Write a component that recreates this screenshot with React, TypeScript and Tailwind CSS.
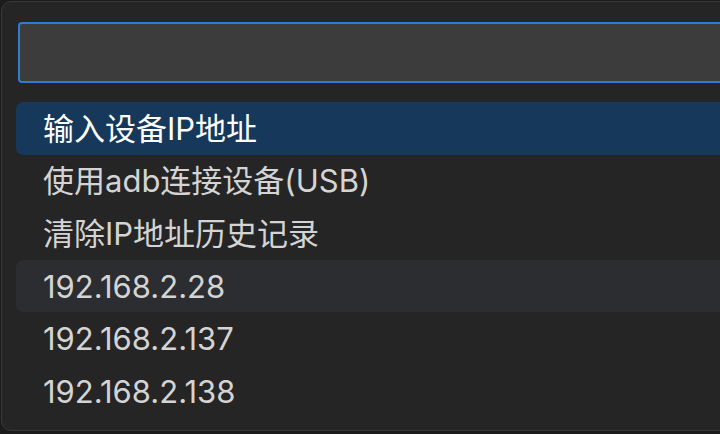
import React from "react";

const items = [
  "输入设备IP地址",
  "使用adb连接设备(USB)",
  "清除IP地址历史记录",
  "192.168.2.28",
  "192.168.2.137",
  "192.168.2.138",
];

export default function App() {
  const selected = 0;
  const hovered = 3;

  return (
    <div
      className="w-[720px] h-[434px] overflow-hidden bg-[#1c1c1c] pt-[1px] pl-[1px]"
      style={{ fontFamily: '"Inter", "Noto Sans CJK SC", sans-serif' }}
    >
      <div className="w-[780px] h-[430px] rounded-[10px] border border-[#383838] bg-[#252526] pt-[20px]">
        {/* search box */}
        <div className="ml-[16px] h-[61px] rounded-[4px] border-2 border-[#2f7cd0] bg-[#3c3c3c]" />

        {/* options */}
        <ul className="mt-[19px] ml-[14px]">
          {items.map((item, i) => (
            <li
              key={i}
              className={`h-[52.6px] flex items-center pl-[27px] rounded-[7px] text-[31px] leading-none ${
                i === selected
                  ? "bg-[#15385b] text-white"
                  : i === hovered
                  ? "bg-[#2b2d30] text-[#d4d4d4]"
                  : "text-[#d4d4d4]"
              }`}
            >
              {item}
            </li>
          ))}
        </ul>
      </div>
    </div>
  );
}
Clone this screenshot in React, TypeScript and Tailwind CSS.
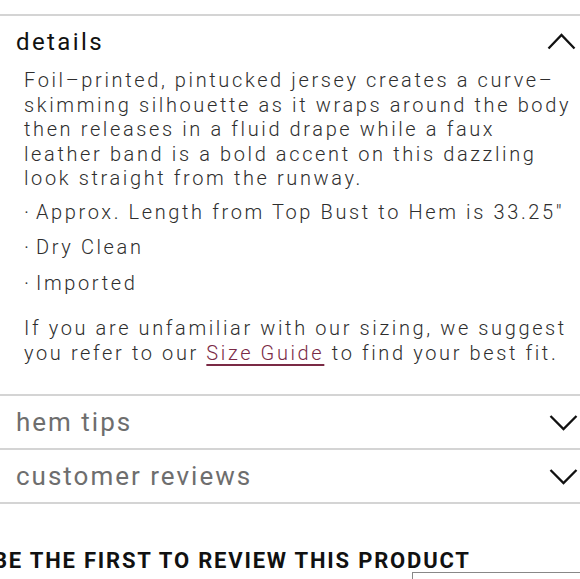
import React from "react";

function ChevronUp() {
  return (
    <svg width="29" height="17" viewBox="0 0 29 17" className="block">
      <polyline points="1.5,15.5 14.5,2 27.5,15.5" fill="none" stroke="#111" strokeWidth="2.3" />
    </svg>
  );
}
function ChevronDown() {
  return (
    <svg width="29" height="17" viewBox="0 0 29 17" className="block">
      <polyline points="1.5,2 14.5,15 27.5,2" fill="none" stroke="#111" strokeWidth="2.3" />
    </svg>
  );
}

function Bullet({ children }: { children: React.ReactNode }) {
  return (
    <li className="flex">
      <span className="inline-block w-[12px] tracking-normal">·</span>
      <span>{children}</span>
    </li>
  );
}

export default function App() {
  const font = { fontFamily: "Roboto, 'Noto Sans', sans-serif" };
  return (
    <div className="w-[580px] h-[579px] overflow-hidden bg-white" style={font}>
      <div className="h-[14px]" />
      <div className="h-[2px] bg-[#d4d4d4]" />
      {/* details */}
      <div className="flex h-[51px] items-center justify-between pl-[16px] pr-[4px]">
        <span className="text-[24px] leading-[30px] tracking-[2.4px] text-[#111]">details</span>
        <ChevronUp />
      </div>
      <div className="pl-[24px] pr-[2px] pt-[1px] text-[20px] font-light text-[#2e2e2e] tracking-[2.62px] whitespace-nowrap">
        <p className="leading-[24.5px]">
          Foil–printed, pintucked jersey creates a curve–
          <br />
          skimming silhouette as it wraps around the body
          <br />
          then releases in a fluid drape while a faux
          <br />
          leather band is a bold accent on this dazzling
          <br />
          look straight from the runway.
        </p>
        <ul className="mt-[4px] leading-[35.5px]">
          <Bullet>Approx. Length from Top Bust to Hem is 33.25"</Bullet>
          <Bullet>Dry Clean</Bullet>
          <Bullet>Imported</Bullet>
        </ul>
        <p className="mt-[15px] leading-[24.5px] pb-[29px]">
          If you are unfamiliar with our sizing, we suggest
          <br />
          you refer to our{" "}
          <a className="text-[#7a2a45] underline underline-offset-[4px] decoration-[1.5px]">Size Guide</a> to find your best fit.
        </p>
      </div>
      <div className="h-[2px] bg-[#d4d4d4]" />
      <div className="flex h-[52px] items-center justify-between pl-[16px] pr-[2px]">
        <span className="text-[26px] leading-[32px] tracking-[2px] text-[#6e6e6e]">hem tips</span>
        <ChevronDown />
      </div>
      <div className="h-[2px] bg-[#d4d4d4]" />
      <div className="flex h-[52px] items-center justify-between pl-[16px] pr-[2px]">
        <span className="text-[26px] leading-[32px] tracking-[2px] text-[#6e6e6e]">customer reviews</span>
        <ChevronDown />
      </div>
      <div className="h-[2px] bg-[#d4d4d4]" />
      <div className="mt-[45px] ml-[-7px] whitespace-nowrap text-[22px] font-bold leading-[24px] tracking-[1.8px] text-[#111]">
        BE THE FIRST TO REVIEW THIS PRODUCT
      </div>
      <div className="ml-[412px] mt-[-1px] h-[40px] border-l-[1.5px] border-t-[1.5px] border-[#888]" />
    </div>
  );
}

※

*PROBLEM TO SOLVE*: Make an exact copy of every entry above, minus the images.

*EXERCISE ANSWER*:
Write a component that recreates this screenshot with React, TypeScript and Tailwind CSS.
import React from "react";

const items = [
  "输入设备IP地址",
  "使用adb连接设备(USB)",
  "清除IP地址历史记录",
  "192.168.2.28",
  "192.168.2.137",
  "192.168.2.138",
];

export default function App() {
  const selected = 0;
  const hovered = 3;

  return (
    <div
      className="w-[720px] h-[434px] overflow-hidden bg-[#1c1c1c] pt-[1px] pl-[1px]"
      style={{ fontFamily: '"Inter", "Noto Sans CJK SC", sans-serif' }}
    >
      <div className="w-[780px] h-[430px] rounded-[10px] border border-[#383838] bg-[#252526] pt-[20px]">
        {/* search box */}
        <div className="ml-[16px] h-[61px] rounded-[4px] border-2 border-[#2f7cd0] bg-[#3c3c3c]" />

        {/* options */}
        <ul className="mt-[19px] ml-[14px]">
          {items.map((item, i) => (
            <li
              key={i}
              className={`h-[52.6px] flex items-center pl-[27px] rounded-[7px] text-[31px] leading-none ${
                i === selected
                  ? "bg-[#15385b] text-white"
                  : i === hovered
                  ? "bg-[#2b2d30] text-[#d4d4d4]"
                  : "text-[#d4d4d4]"
              }`}
            >
              {item}
            </li>
          ))}
        </ul>
      </div>
    </div>
  );
}
Clone this screenshot in React, TypeScript and Tailwind CSS.
import React from "react";

function ChevronUp() {
  return (
    <svg width="29" height="17" viewBox="0 0 29 17" className="block">
      <polyline points="1.5,15.5 14.5,2 27.5,15.5" fill="none" stroke="#111" strokeWidth="2.3" />
    </svg>
  );
}
function ChevronDown() {
  return (
    <svg width="29" height="17" viewBox="0 0 29 17" className="block">
      <polyline points="1.5,2 14.5,15 27.5,2" fill="none" stroke="#111" strokeWidth="2.3" />
    </svg>
  );
}

function Bullet({ children }: { children: React.ReactNode }) {
  return (
    <li className="flex">
      <span className="inline-block w-[12px] tracking-normal">·</span>
      <span>{children}</span>
    </li>
  );
}

export default function App() {
  const font = { fontFamily: "Roboto, 'Noto Sans', sans-serif" };
  return (
    <div className="w-[580px] h-[579px] overflow-hidden bg-white" style={font}>
      <div className="h-[14px]" />
      <div className="h-[2px] bg-[#d4d4d4]" />
      {/* details */}
      <div className="flex h-[51px] items-center justify-between pl-[16px] pr-[4px]">
        <span className="text-[24px] leading-[30px] tracking-[2.4px] text-[#111]">details</span>
        <ChevronUp />
      </div>
      <div className="pl-[24px] pr-[2px] pt-[1px] text-[20px] font-light text-[#2e2e2e] tracking-[2.62px] whitespace-nowrap">
        <p className="leading-[24.5px]">
          Foil–printed, pintucked jersey creates a curve–
          <br />
          skimming silhouette as it wraps around the body
          <br />
          then releases in a fluid drape while a faux
          <br />
          leather band is a bold accent on this dazzling
          <br />
          look straight from the runway.
        </p>
        <ul className="mt-[4px] leading-[35.5px]">
          <Bullet>Approx. Length from Top Bust to Hem is 33.25"</Bullet>
          <Bullet>Dry Clean</Bullet>
          <Bullet>Imported</Bullet>
        </ul>
        <p className="mt-[15px] leading-[24.5px] pb-[29px]">
          If you are unfamiliar with our sizing, we suggest
          <br />
          you refer to our{" "}
          <a className="text-[#7a2a45] underline underline-offset-[4px] decoration-[1.5px]">Size Guide</a> to find your best fit.
        </p>
      </div>
      <div className="h-[2px] bg-[#d4d4d4]" />
      <div className="flex h-[52px] items-center justify-between pl-[16px] pr-[2px]">
        <span className="text-[26px] leading-[32px] tracking-[2px] text-[#6e6e6e]">hem tips</span>
        <ChevronDown />
      </div>
      <div className="h-[2px] bg-[#d4d4d4]" />
      <div className="flex h-[52px] items-center justify-between pl-[16px] pr-[2px]">
        <span className="text-[26px] leading-[32px] tracking-[2px] text-[#6e6e6e]">customer reviews</span>
        <ChevronDown />
      </div>
      <div className="h-[2px] bg-[#d4d4d4]" />
      <div className="mt-[45px] ml-[-7px] whitespace-nowrap text-[22px] font-bold leading-[24px] tracking-[1.8px] text-[#111]">
        BE THE FIRST TO REVIEW THIS PRODUCT
      </div>
      <div className="ml-[412px] mt-[-1px] h-[40px] border-l-[1.5px] border-t-[1.5px] border-[#888]" />
    </div>
  );
}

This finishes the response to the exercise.